(Stored entries)
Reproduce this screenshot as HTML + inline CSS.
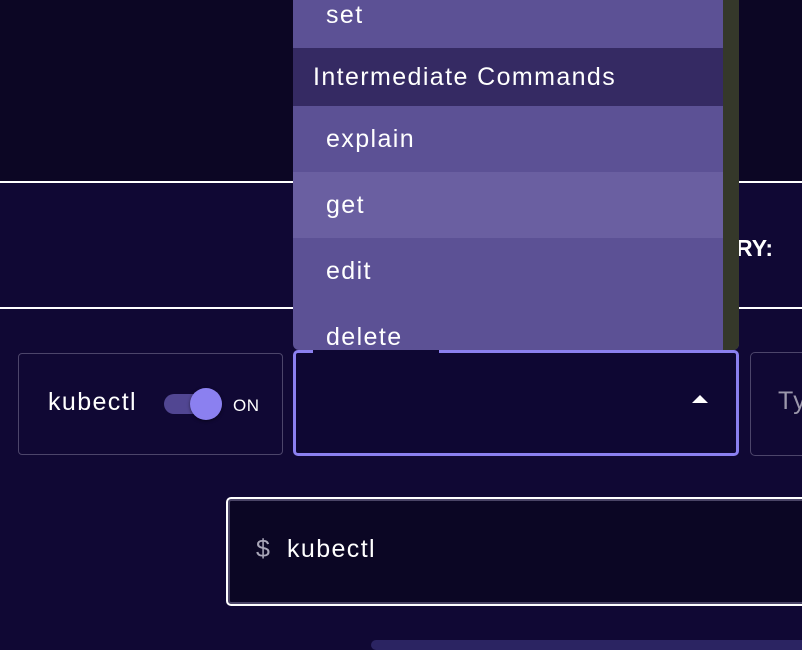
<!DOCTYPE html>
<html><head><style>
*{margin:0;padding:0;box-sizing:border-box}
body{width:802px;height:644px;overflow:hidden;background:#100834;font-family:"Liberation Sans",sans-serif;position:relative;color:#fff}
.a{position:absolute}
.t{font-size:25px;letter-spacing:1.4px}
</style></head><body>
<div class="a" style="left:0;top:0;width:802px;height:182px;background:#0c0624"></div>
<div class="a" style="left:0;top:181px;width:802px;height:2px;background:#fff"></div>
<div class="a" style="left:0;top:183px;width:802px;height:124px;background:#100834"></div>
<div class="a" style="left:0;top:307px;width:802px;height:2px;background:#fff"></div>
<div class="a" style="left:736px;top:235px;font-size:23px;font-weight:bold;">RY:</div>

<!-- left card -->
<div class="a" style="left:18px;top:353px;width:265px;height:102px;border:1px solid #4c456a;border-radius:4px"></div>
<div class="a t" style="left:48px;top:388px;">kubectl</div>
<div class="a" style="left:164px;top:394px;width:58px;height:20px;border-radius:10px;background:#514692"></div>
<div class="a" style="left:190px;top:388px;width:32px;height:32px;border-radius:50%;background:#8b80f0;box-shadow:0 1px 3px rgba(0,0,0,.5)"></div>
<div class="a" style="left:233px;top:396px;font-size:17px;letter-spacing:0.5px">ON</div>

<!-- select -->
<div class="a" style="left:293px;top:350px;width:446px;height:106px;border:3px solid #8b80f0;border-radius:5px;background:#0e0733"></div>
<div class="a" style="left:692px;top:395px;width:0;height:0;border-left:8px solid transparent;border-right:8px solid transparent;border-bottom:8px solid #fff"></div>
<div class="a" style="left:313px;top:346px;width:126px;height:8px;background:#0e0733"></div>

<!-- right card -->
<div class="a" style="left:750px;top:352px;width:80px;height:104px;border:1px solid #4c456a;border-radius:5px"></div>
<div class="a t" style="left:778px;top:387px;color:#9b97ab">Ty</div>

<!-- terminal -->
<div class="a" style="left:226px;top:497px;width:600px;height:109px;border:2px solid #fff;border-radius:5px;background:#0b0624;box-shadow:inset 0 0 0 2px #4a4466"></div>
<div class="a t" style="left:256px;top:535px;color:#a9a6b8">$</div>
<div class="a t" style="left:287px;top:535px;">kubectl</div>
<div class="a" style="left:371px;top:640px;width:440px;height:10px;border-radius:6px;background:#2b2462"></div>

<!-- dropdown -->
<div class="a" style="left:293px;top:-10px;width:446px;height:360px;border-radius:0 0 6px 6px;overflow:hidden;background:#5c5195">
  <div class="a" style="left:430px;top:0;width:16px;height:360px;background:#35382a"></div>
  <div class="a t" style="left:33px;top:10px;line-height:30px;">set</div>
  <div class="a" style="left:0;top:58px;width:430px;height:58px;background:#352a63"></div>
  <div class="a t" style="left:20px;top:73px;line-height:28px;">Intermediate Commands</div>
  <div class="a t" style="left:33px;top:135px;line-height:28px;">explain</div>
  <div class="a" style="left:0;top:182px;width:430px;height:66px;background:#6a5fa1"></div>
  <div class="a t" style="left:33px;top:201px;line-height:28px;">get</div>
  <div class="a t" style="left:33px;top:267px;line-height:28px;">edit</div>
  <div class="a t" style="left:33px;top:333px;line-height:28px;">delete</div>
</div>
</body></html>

---

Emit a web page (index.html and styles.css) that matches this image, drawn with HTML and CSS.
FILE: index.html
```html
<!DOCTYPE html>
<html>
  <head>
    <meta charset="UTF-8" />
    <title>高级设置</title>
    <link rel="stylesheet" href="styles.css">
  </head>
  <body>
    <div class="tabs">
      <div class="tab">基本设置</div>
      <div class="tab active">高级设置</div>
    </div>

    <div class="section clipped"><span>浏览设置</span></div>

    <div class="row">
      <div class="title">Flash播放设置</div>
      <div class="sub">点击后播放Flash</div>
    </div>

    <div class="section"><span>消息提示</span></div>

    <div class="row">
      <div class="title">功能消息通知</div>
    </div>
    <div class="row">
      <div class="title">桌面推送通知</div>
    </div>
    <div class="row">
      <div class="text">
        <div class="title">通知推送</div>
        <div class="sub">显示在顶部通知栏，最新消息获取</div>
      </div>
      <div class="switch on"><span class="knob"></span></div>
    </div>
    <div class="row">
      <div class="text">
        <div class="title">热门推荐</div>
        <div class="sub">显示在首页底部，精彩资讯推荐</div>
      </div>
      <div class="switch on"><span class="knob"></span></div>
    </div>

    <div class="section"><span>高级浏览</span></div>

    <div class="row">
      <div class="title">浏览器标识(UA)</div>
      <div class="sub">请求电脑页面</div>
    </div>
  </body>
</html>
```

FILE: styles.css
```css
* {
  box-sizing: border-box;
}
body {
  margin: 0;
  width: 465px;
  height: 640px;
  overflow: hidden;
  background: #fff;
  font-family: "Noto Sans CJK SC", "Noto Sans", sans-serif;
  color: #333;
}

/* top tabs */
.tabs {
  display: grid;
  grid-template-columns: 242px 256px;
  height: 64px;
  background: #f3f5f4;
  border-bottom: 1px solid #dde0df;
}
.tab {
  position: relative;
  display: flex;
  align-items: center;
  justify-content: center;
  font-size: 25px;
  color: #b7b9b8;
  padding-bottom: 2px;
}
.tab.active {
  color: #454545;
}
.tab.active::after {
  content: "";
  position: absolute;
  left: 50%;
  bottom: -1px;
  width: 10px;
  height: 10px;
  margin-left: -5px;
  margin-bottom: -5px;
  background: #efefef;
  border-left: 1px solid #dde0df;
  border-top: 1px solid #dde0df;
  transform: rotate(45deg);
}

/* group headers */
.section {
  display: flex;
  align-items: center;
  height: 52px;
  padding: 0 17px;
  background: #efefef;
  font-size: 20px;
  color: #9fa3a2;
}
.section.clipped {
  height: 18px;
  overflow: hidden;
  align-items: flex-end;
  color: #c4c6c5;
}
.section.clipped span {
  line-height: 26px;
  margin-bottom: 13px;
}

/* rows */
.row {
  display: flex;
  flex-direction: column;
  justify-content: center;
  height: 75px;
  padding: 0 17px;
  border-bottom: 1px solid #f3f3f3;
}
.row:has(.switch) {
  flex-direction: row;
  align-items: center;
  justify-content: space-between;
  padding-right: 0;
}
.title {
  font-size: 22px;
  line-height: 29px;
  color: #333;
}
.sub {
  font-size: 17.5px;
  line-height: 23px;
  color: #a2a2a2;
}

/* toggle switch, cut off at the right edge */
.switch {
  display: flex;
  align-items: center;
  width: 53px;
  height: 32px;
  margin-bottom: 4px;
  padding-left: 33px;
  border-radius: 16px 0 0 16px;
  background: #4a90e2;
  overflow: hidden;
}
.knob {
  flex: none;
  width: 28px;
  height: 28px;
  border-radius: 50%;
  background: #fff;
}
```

# EXERCISE OBJECTIVE
Pick out the lines containing the word "this" and show them.

# SOLUTION
Reproduce this screenshot as HTML + inline CSS.
Emit a web page (index.html and styles.css) that matches this image, drawn with HTML and CSS.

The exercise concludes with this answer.